Os fatos estranhos não param por ai, há indícios que comprovam o nascimento de uma criança, filha legitima de Diogo e sua esposa, mas que havia morrido no momento do nascimento de forma desconhecida, e da qual ninguém viu o corpo, nem mesmo o padre, que conferiu os sacramentos ao um caixão já fechado. Nas historias populares se conta que a criança havia nascido deformada, e dão a isso alguma relação com influencias malignas que pairavam sobre a casa. Após a perda da criança, a mulher do espanhol não sobrevivera muito tempo, tendo sua morte relegada à tristeza pela perda do filho, Marieta morreu em circunstancias tão enigmáticas quanto a criança, sendo o seu caixão fechado e seu corpo ocultado da mesma forma.

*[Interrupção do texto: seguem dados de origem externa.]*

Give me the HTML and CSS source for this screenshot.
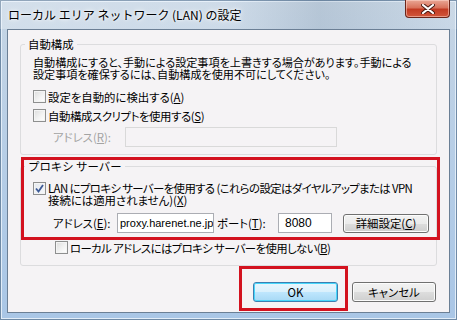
FILE: index.html
```html
<!DOCTYPE html>
<html lang="ja">
<head>
  <meta charset="UTF-8">
  <title>ローカル エリア ネットワーク (LAN) の設定</title>
  <link rel="stylesheet" href="styles.css">
</head>
<body>
  <div class="window">
    <div class="titlebar">
      <span class="title">ローカル エリア ネットワーク (LAN) の設定</span>
      <span class="close">
        <svg width="14" height="10" viewBox="0 0 14 10">
          <path d="M2 1 L12 9 M12 1 L2 9" stroke="#4a1a12" stroke-width="4" stroke-linecap="round"/>
          <path d="M2 1 L12 9 M12 1 L2 9" stroke="#fff" stroke-width="2.2" stroke-linecap="round"/>
        </svg>
      </span>
    </div>

    <div class="client">
      <fieldset class="group group-auto">
        <legend>自動構成</legend>
        <p class="desc">自動構成にすると、手動による設定事項を上書きする場合があります。手動による<br>設定事項を確保するには、自動構成を使用不可にしてください。</p>
        <div class="check"><span class="box"></span><span>設定を自動的に検出する(<u>A</u>)</span></div>
        <div class="check"><span class="box"></span><span class="tight">自動構成スクリプトを使用する(<u>S</u>)</span></div>
        <div class="field-row disabled">
          <span class="field-label">アドレス(<u>R</u>):</span>
          <span class="input input-script"></span>
        </div>
      </fieldset>

      <fieldset class="group group-proxy">
        <legend>プロキシ サーバー</legend>
        <div class="check check-multi">
          <span class="box checked">
            <svg width="9" height="9" viewBox="0 0 9 9"><path d="M1 4.5 L3.5 7.5 L8 1" fill="none" stroke="#3d5a96" stroke-width="1.8"/></svg>
          </span>
          <span><span class="tighter">LAN にプロキシ サーバーを使用する (これらの設定はダイヤルアップまたは VPN</span><br>接続には適用されません)(<u>X</u>)</span>
        </div>
        <div class="field-row">
          <span class="field-label">アドレス(<u>E</u>):</span>
          <span class="input input-address">proxy.harenet.ne.jp</span>
          <span class="port-label">ポート(<u>T</u>):</span>
          <span class="input input-port">8080</span>
          <span class="btn btn-advanced">詳細設定(<u>C</u>)</span>
        </div>
        <div class="check check-local"><span class="box"></span><span class="tighter">ローカル アドレスにはプロキシ サーバーを使用しない(<u>B</u>)</span></div>
      </fieldset>

      <div class="actions">
        <span class="btn btn-default">OK</span>
        <span class="btn">キャンセル</span>
      </div>

      <div class="mark mark-proxy"></div>
      <div class="mark mark-ok"></div>
    </div>
  </div>
</body>
</html>
```

FILE: styles.css
```css
body {
  margin: 0;
  font-family: "Noto Sans CJK JP", "Noto Sans", sans-serif;
  font-size: 11.4px;
  color: #000;
}
.window {
  width: 457px;
  height: 320px;
  display: flex;
  flex-direction: column;
  background: linear-gradient(to bottom, #c6d5e4 0%, #b9cfe6 40%, #a9c6e6 100%);
  box-shadow: inset 0 0 0 1px #6f8aa6, inset 0 0 0 2px #e2edf8;
}
.titlebar {
  flex: none;
  height: 29px;
  display: flex;
  justify-content: space-between;
  align-items: flex-start;
  background: linear-gradient(to right, rgba(255,255,255,0.25) 0%, rgba(255,255,255,0.15) 50%, rgba(90,110,130,0.14) 70%, rgba(255,255,255,0.1) 100%);
}
.title {
  margin: 8px 0 0 8px;
  font-size: 12px;
  line-height: 14px;
  text-shadow: 0 0 6px #fff, 0 0 3px #fff;
}
.close {
  width: 43px;
  height: 17px;
  margin-right: 7px;
  display: flex;
  align-items: center;
  justify-content: center;
  border: 1px solid #6b2418;
  border-top: 0;
  border-radius: 0 0 4px 4px;
  background: linear-gradient(to bottom, #e9a795 0%, #d9735c 45%, #c23a22 55%, #d2563a 100%);
  box-shadow: inset 0 0 0 1px rgba(255,220,210,0.5);
}
.client {
  position: relative;
  flex: 1;
  min-height: 0;
  margin: 0 7px 7px 7px;
  border: 1px solid #6b7f95;
  background: #f5f3f5;
  padding: 0 12px 0 12px;
  display: flex;
  flex-direction: column;
}
.group {
  margin: 0;
  padding: 0 0 0 12px;
  border: 1px solid #dcdcde;
  border-radius: 3px;
  min-width: 0;
}
.group legend {
  margin-left: -8px;
  padding: 0 3px;
  line-height: 12px;
}
.group-auto {
  margin-top: 8px;
  padding-top: 6px;
  padding-bottom: 7px;
}
.group-proxy {
  margin-top: 5px;
  padding-top: 10px;
  padding-bottom: 11px;
}
.desc {
  margin: 0 0 10px 0;
  font-size: 11.1px;
  line-height: 12px;
  font-feature-settings: "palt";
}
.check {
  display: flex;
  align-items: center;
  gap: 2px;
  height: 13px;
  line-height: 12px;
  font-feature-settings: "palt";
  margin-bottom: 6px;
  white-space: nowrap;
}
.check-multi {
  align-items: flex-start;
  height: auto;
  line-height: 12px;
  margin-bottom: 7px;
}
.tight {
  letter-spacing: -0.4px;
}
.tighter {
  letter-spacing: -0.6px;
}
.check-local {
  margin: 8px 0 0 22px;
}
.box {
  flex: none;
  width: 11px;
  height: 11px;
  border: 1px solid #8e8f8f;
  background: linear-gradient(135deg, #dcdcdc 0%, #f4f4f4 60%, #fff 100%);
  box-shadow: inset 0 0 0 1px #f4f4f4;
  display: flex;
  align-items: center;
  justify-content: center;
}
.box.checked {
  background: linear-gradient(135deg, #e4e8ee 0%, #f6f8fb 100%);
}
.field-row {
  display: flex;
  align-items: center;
  height: 20px;
  font-feature-settings: "palt";
  white-space: nowrap;
}
.field-label {
  margin-left: 20px;
  width: 64px;
  flex: none;
}
.disabled {
  margin-top: -1px;
  color: #a3a3a3;
}
.input {
  flex: none;
  box-sizing: border-box;
  height: 20px;
  border: 1px solid #abadb3;
  background: #fff;
  padding: 0 2px;
  font-family: "Liberation Sans", sans-serif;
  font-size: 11px;
  line-height: 18px;
  overflow: hidden;
  white-space: nowrap;
}
.input-script {
  width: 212px;
  margin-left: 8px;
  border-color: #d9d9d9;
  background: #f5f3f5;
}
.input-address {
  width: 97px;
}
.port-label {
  flex: none;
  margin-left: 3px;
  width: 61px;
}
.input-port {
  width: 54px;
  padding-left: 6px;
  font-size: 12px;
}
.btn {
  flex: none;
  box-sizing: border-box;
  display: flex;
  align-items: center;
  justify-content: center;
  width: 84px;
  height: 20px;
  border: 1px solid #707070;
  border-radius: 3px;
  background: linear-gradient(to bottom, #f2f2f2 0%, #ebebeb 50%, #dddddd 51%, #cfcfcf 100%);
  box-shadow: inset 0 0 0 1px #fcfcfc;
  font-feature-settings: "palt";
}
.btn-advanced {
  width: 86px;
  height: 19px;
  margin-left: 11px;
}
.actions {
  display: flex;
  justify-content: flex-end;
  gap: 14px;
  margin: 16px 1px 0 0;
}
.btn-default {
  width: 85px;
  border-color: #3c7fb1;
  background: linear-gradient(to bottom, #eaf6fd 0%, #d9f0fc 50%, #bee6fd 51%, #a7d9f5 100%);
  box-shadow: inset 0 0 0 1px #48d7fb;
}
.mark {
  position: absolute;
  border: 3px solid #d3121f;
}
.mark-proxy {
  left: 13px;
  top: 127px;
  width: 413px;
  height: 77px;
}
.mark-ok {
  left: 231px;
  top: 236px;
  width: 103px;
  height: 39px;
}
```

Com a morte da mulher Diogo ficou cada vez mais recluso, tendo também cessado de modo inesperado as constantes mortes de escravos. A partir desse ponto, há relatos da perda de sanidade sofrida por Diogo, e da degeneração de sua saúde em paralelo, o que finalmente culminou em sua morte no ano de 1706, por volta da idade de 47 anos. A noticia de sua morte chegou à vila pelo negro Caxambu, que levou à casa o padre e outros que cuidariam do funeral.
Mas ninguém estava preparado o horror que se seguiria, ao chegarem ao local, encontraram todos os escravos mortos e com as línguas cortadas, desenhos de sangue decoravam o interior da casa junto a objetos considerados apetrechos de bruxaria. O corpo de Diogo jazia no quarto e as causas da sua morte também não foram determinadas.
O motivo pelo qual a casa não foi queimada permanece um mistério, mas o diário de Diogo que chegou as minhas mãos elucidou muito das minhas duvidas, e me criou muitas outras. Foi no diário que encontrei uma indicação, codificada de maneira engenhosa, que falava de um local onde poderia encontrar os escritos completos que o espanhol deixara, e onde todos os segredos parecem realmente ser revelados.
Segundo o texto, o local se indicaria por uma marca da luz da lua, exatamente a meia noite do dia primeiro de maio. Há advertências sobre algum perigo, mas os códigos intrincados que Diogo usava não me deixaram entender por completo o que devo ou não temer, segundo as instruções, deve entrar a casa exatamente às onze horas e esperar que a marca apareça. Não entendo o porquê da exatidão do horário de entrada, mas resolvi cumprir todos os passos para garantir que encontrarei o material ao qual ele se refere como “corrente oculta”.
Sinto as paginas do velho diário de capa de couro, o tempo deixou marcas severas no livro, dou uma ultima olhada nas instruções antes de preparar a lanterna e a pequena picareta e pá para escavar o local indicado. O relógio já marca três pras onze. Após usar toda minha força pra empurrar a velha porta dupla, tenho o caminho aberto para escuridão intensa que me aguarda na sala secular. Com cuidado, coloco o pé direito no seu interior no exato momento em que ponteiro marca onze horas. Vamos o ver que me espera por trás de tantas historias de fantasma.